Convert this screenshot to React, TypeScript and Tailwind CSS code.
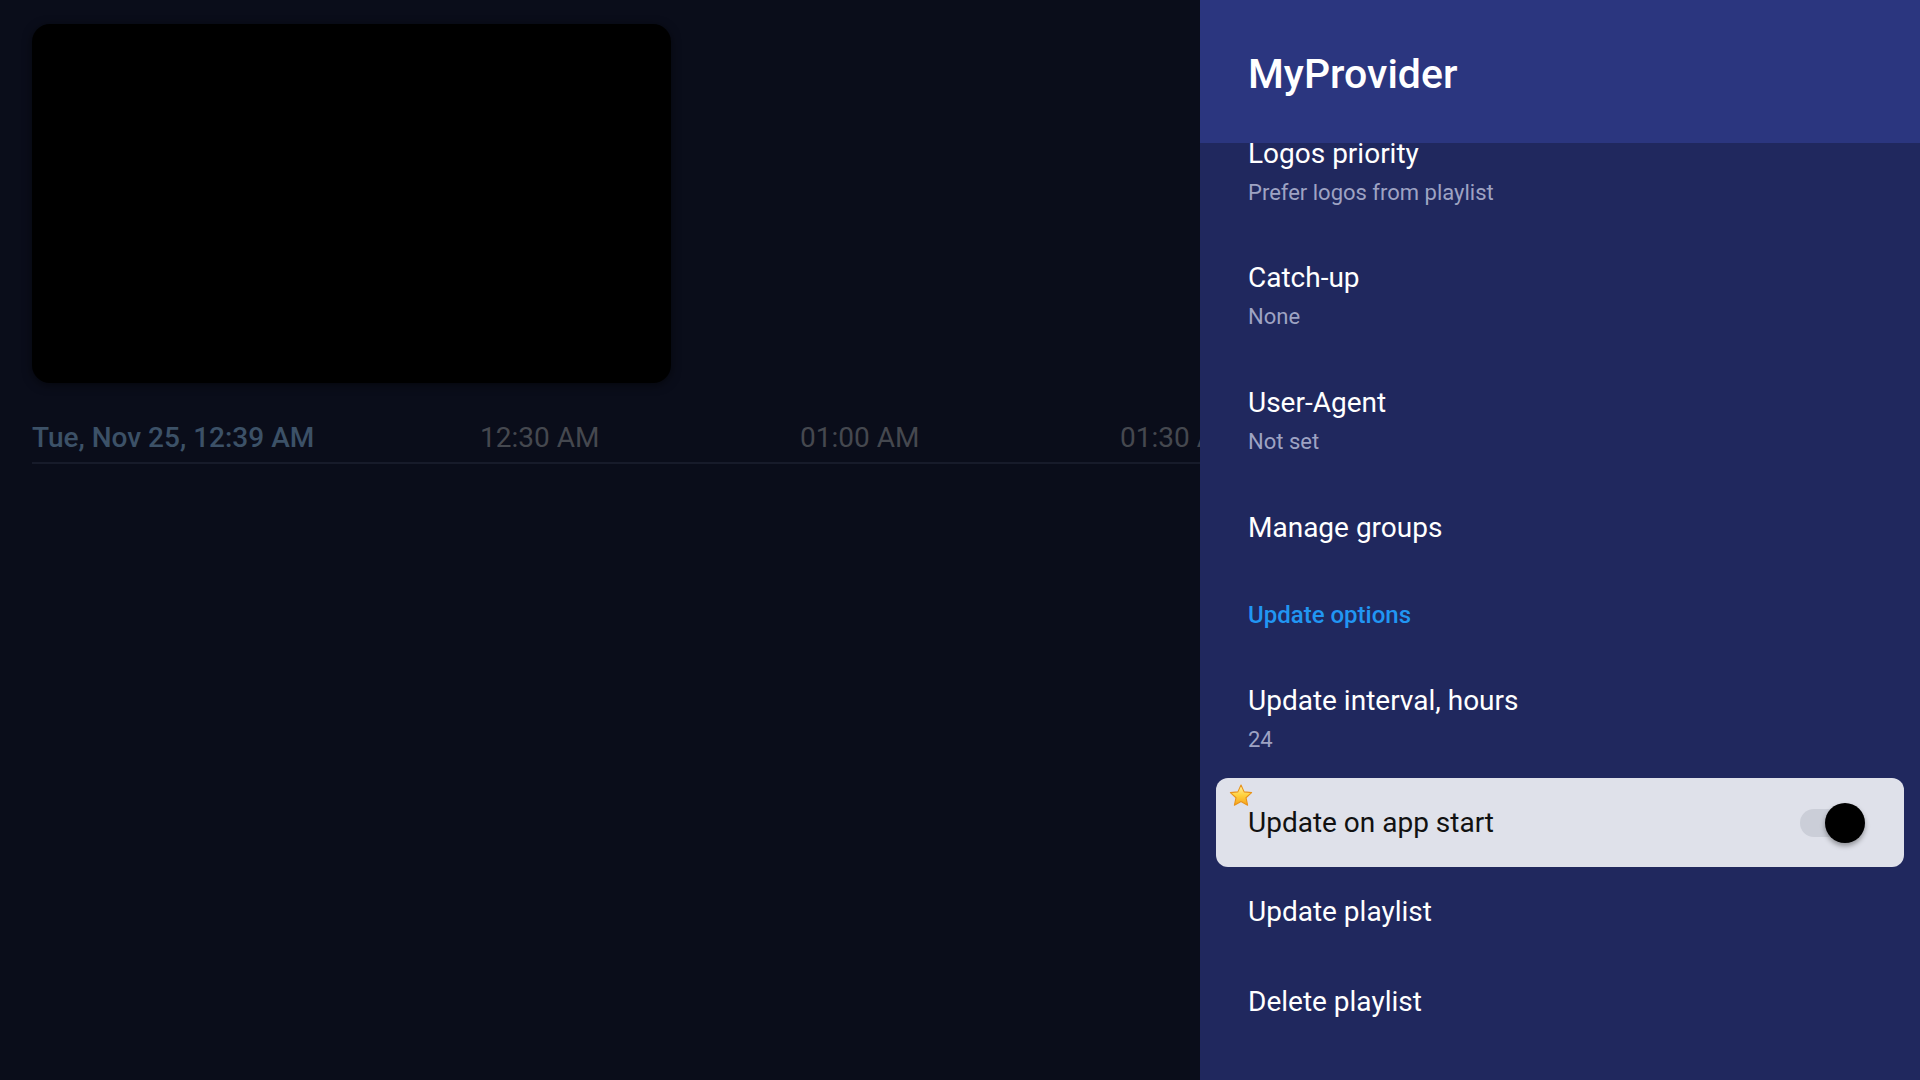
import React from "react";

function Star() {
  return (
    <svg width="26" height="26" viewBox="0 0 24 24" className="absolute left-[12px] top-[5px]">
      <defs>
        <linearGradient id="sg" x1="0" y1="0" x2="0" y2="1">
          <stop offset="0" stopColor="#fff2a8" />
          <stop offset="0.5" stopColor="#ffd23f" />
          <stop offset="1" stopColor="#f7a21b" />
        </linearGradient>
      </defs>
      <path
        d="M12 1.8l2.9 6.4 6.9.7-5.2 4.7 1.5 6.9L12 17l-6.1 3.5 1.5-6.9-5.2-4.7 6.9-.7z"
        fill="url(#sg)"
        stroke="#e8931a"
        strokeWidth="1"
        strokeLinejoin="round"
      />
    </svg>
  );
}

function TwoLine({ title, sub }: { title: string; sub: string }) {
  return (
    <div className="h-[124px] shrink-0 px-[48px] flex flex-col justify-center">
      <div className="text-[28px] leading-[40px] text-white">{title}</div>
      <div className="text-[22px] leading-[38px] text-[#9ea3c3]">{sub}</div>
    </div>
  );
}

function OneLine({ title, h }: { title: string; h: string }) {
  return (
    <div className={`${h} shrink-0 px-[48px] flex items-center`}>
      <div className="text-[28px] leading-[40px] text-white">{title}</div>
    </div>
  );
}

export default function App() {
  return (
    <div className="w-[1920px] h-[1080px] flex bg-[#0a0d1a] overflow-hidden font-['Roboto','Noto_Sans',sans-serif]">
      <div className="w-[1200px] shrink-0 flex flex-col pt-[24px] pl-[32px] overflow-hidden">
        <div className="w-[639px] h-[359px] bg-black rounded-[18px] shadow-[0_2px_10px_rgba(0,0,0,0.5)]" />
        <div className="mt-[37px] h-[36px] flex items-center whitespace-nowrap">
          <span className="w-[448px] shrink-0 text-[28px] leading-[36px] font-medium text-[#3c5167]">
            Tue, Nov 25, 12:39 AM
          </span>
          <span className="w-[320px] shrink-0 text-[28px] leading-[36px] text-[#45484f]">12:30 AM</span>
          <span className="w-[320px] shrink-0 text-[28px] leading-[36px] text-[#45484f]">01:00 AM</span>
          <span className="w-[320px] shrink-0 text-[28px] leading-[36px] text-[#45484f]">01:30 AM</span>
        </div>
        <div className="mt-[6px] h-[2px] bg-[#171b2a]" />
      </div>

      <div className="w-[720px] shrink-0 h-full bg-[#20285e] flex flex-col">
        <div className="h-[143px] shrink-0 bg-[#2b367f] flex items-center pl-[48px] pt-[5px]">
          <span className="text-[41px] leading-[42px] font-medium text-white">MyProvider</span>
        </div>
        <div className="flex-1 overflow-hidden">
          <div className="-mt-[32px] flex flex-col">
            <TwoLine title="Logos priority" sub="Prefer logos from playlist" />
            <TwoLine title="Catch-up" sub="None" />
            <div className="h-[125px] shrink-0 px-[48px] flex flex-col justify-center">
              <div className="text-[28px] leading-[40px] text-white">User-Agent</div>
              <div className="text-[22px] leading-[38px] text-[#9ea3c3]">Not set</div>
            </div>
            <OneLine title="Manage groups" h="h-[88px]" />
            <div className="h-[86px] shrink-0 px-[48px] flex items-center">
              <span className="text-[24px] leading-[30px] font-medium text-[#2196f3]">Update options</span>
            </div>
            <TwoLine title="Update interval, hours" sub="24" />
            <div className="relative mx-[16px] -mt-[4px] h-[89px] shrink-0 rounded-[12px] bg-[#dfe1ea] flex items-center pl-[32px] pr-[39px]">
              <Star />
              <span className="flex-1 text-[28px] leading-[40px] text-[#111111]">Update on app start</span>
              <div className="relative w-[65px] h-[40px] flex items-center">
                <div className="w-[60px] h-[28px] rounded-full bg-[#cbced8]" />
                <div className="absolute right-0 top-0 w-[40px] h-[40px] rounded-full bg-black shadow-[0_3px_5px_rgba(0,0,0,0.35)]" />
              </div>
            </div>
            <OneLine title="Update playlist" h="h-[90px]" />
            <OneLine title="Delete playlist" h="h-[90px]" />
          </div>
        </div>
      </div>
    </div>
  );
}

_ _ _ _

> STATED TASK
Write out the listing above again, exactly, but with no pictures in the copy.

> TASK RESULT
Convert this screenshot to React, TypeScript and Tailwind CSS code.
import React from "react";

function Star() {
  return (
    <svg width="26" height="26" viewBox="0 0 24 24" className="absolute left-[12px] top-[5px]">
      <defs>
        <linearGradient id="sg" x1="0" y1="0" x2="0" y2="1">
          <stop offset="0" stopColor="#fff2a8" />
          <stop offset="0.5" stopColor="#ffd23f" />
          <stop offset="1" stopColor="#f7a21b" />
        </linearGradient>
      </defs>
      <path
        d="M12 1.8l2.9 6.4 6.9.7-5.2 4.7 1.5 6.9L12 17l-6.1 3.5 1.5-6.9-5.2-4.7 6.9-.7z"
        fill="url(#sg)"
        stroke="#e8931a"
        strokeWidth="1"
        strokeLinejoin="round"
      />
    </svg>
  );
}

function TwoLine({ title, sub }: { title: string; sub: string }) {
  return (
    <div className="h-[124px] shrink-0 px-[48px] flex flex-col justify-center">
      <div className="text-[28px] leading-[40px] text-white">{title}</div>
      <div className="text-[22px] leading-[38px] text-[#9ea3c3]">{sub}</div>
    </div>
  );
}

function OneLine({ title, h }: { title: string; h: string }) {
  return (
    <div className={`${h} shrink-0 px-[48px] flex items-center`}>
      <div className="text-[28px] leading-[40px] text-white">{title}</div>
    </div>
  );
}

export default function App() {
  return (
    <div className="w-[1920px] h-[1080px] flex bg-[#0a0d1a] overflow-hidden font-['Roboto','Noto_Sans',sans-serif]">
      <div className="w-[1200px] shrink-0 flex flex-col pt-[24px] pl-[32px] overflow-hidden">
        <div className="w-[639px] h-[359px] bg-black rounded-[18px] shadow-[0_2px_10px_rgba(0,0,0,0.5)]" />
        <div className="mt-[37px] h-[36px] flex items-center whitespace-nowrap">
          <span className="w-[448px] shrink-0 text-[28px] leading-[36px] font-medium text-[#3c5167]">
            Tue, Nov 25, 12:39 AM
          </span>
          <span className="w-[320px] shrink-0 text-[28px] leading-[36px] text-[#45484f]">12:30 AM</span>
          <span className="w-[320px] shrink-0 text-[28px] leading-[36px] text-[#45484f]">01:00 AM</span>
          <span className="w-[320px] shrink-0 text-[28px] leading-[36px] text-[#45484f]">01:30 AM</span>
        </div>
        <div className="mt-[6px] h-[2px] bg-[#171b2a]" />
      </div>

      <div className="w-[720px] shrink-0 h-full bg-[#20285e] flex flex-col">
        <div className="h-[143px] shrink-0 bg-[#2b367f] flex items-center pl-[48px] pt-[5px]">
          <span className="text-[41px] leading-[42px] font-medium text-white">MyProvider</span>
        </div>
        <div className="flex-1 overflow-hidden">
          <div className="-mt-[32px] flex flex-col">
            <TwoLine title="Logos priority" sub="Prefer logos from playlist" />
            <TwoLine title="Catch-up" sub="None" />
            <div className="h-[125px] shrink-0 px-[48px] flex flex-col justify-center">
              <div className="text-[28px] leading-[40px] text-white">User-Agent</div>
              <div className="text-[22px] leading-[38px] text-[#9ea3c3]">Not set</div>
            </div>
            <OneLine title="Manage groups" h="h-[88px]" />
            <div className="h-[86px] shrink-0 px-[48px] flex items-center">
              <span className="text-[24px] leading-[30px] font-medium text-[#2196f3]">Update options</span>
            </div>
            <TwoLine title="Update interval, hours" sub="24" />
            <div className="relative mx-[16px] -mt-[4px] h-[89px] shrink-0 rounded-[12px] bg-[#dfe1ea] flex items-center pl-[32px] pr-[39px]">
              <Star />
              <span className="flex-1 text-[28px] leading-[40px] text-[#111111]">Update on app start</span>
              <div className="relative w-[65px] h-[40px] flex items-center">
                <div className="w-[60px] h-[28px] rounded-full bg-[#cbced8]" />
                <div className="absolute right-0 top-0 w-[40px] h-[40px] rounded-full bg-black shadow-[0_3px_5px_rgba(0,0,0,0.35)]" />
              </div>
            </div>
            <OneLine title="Update playlist" h="h-[90px]" />
            <OneLine title="Delete playlist" h="h-[90px]" />
          </div>
        </div>
      </div>
    </div>
  );
}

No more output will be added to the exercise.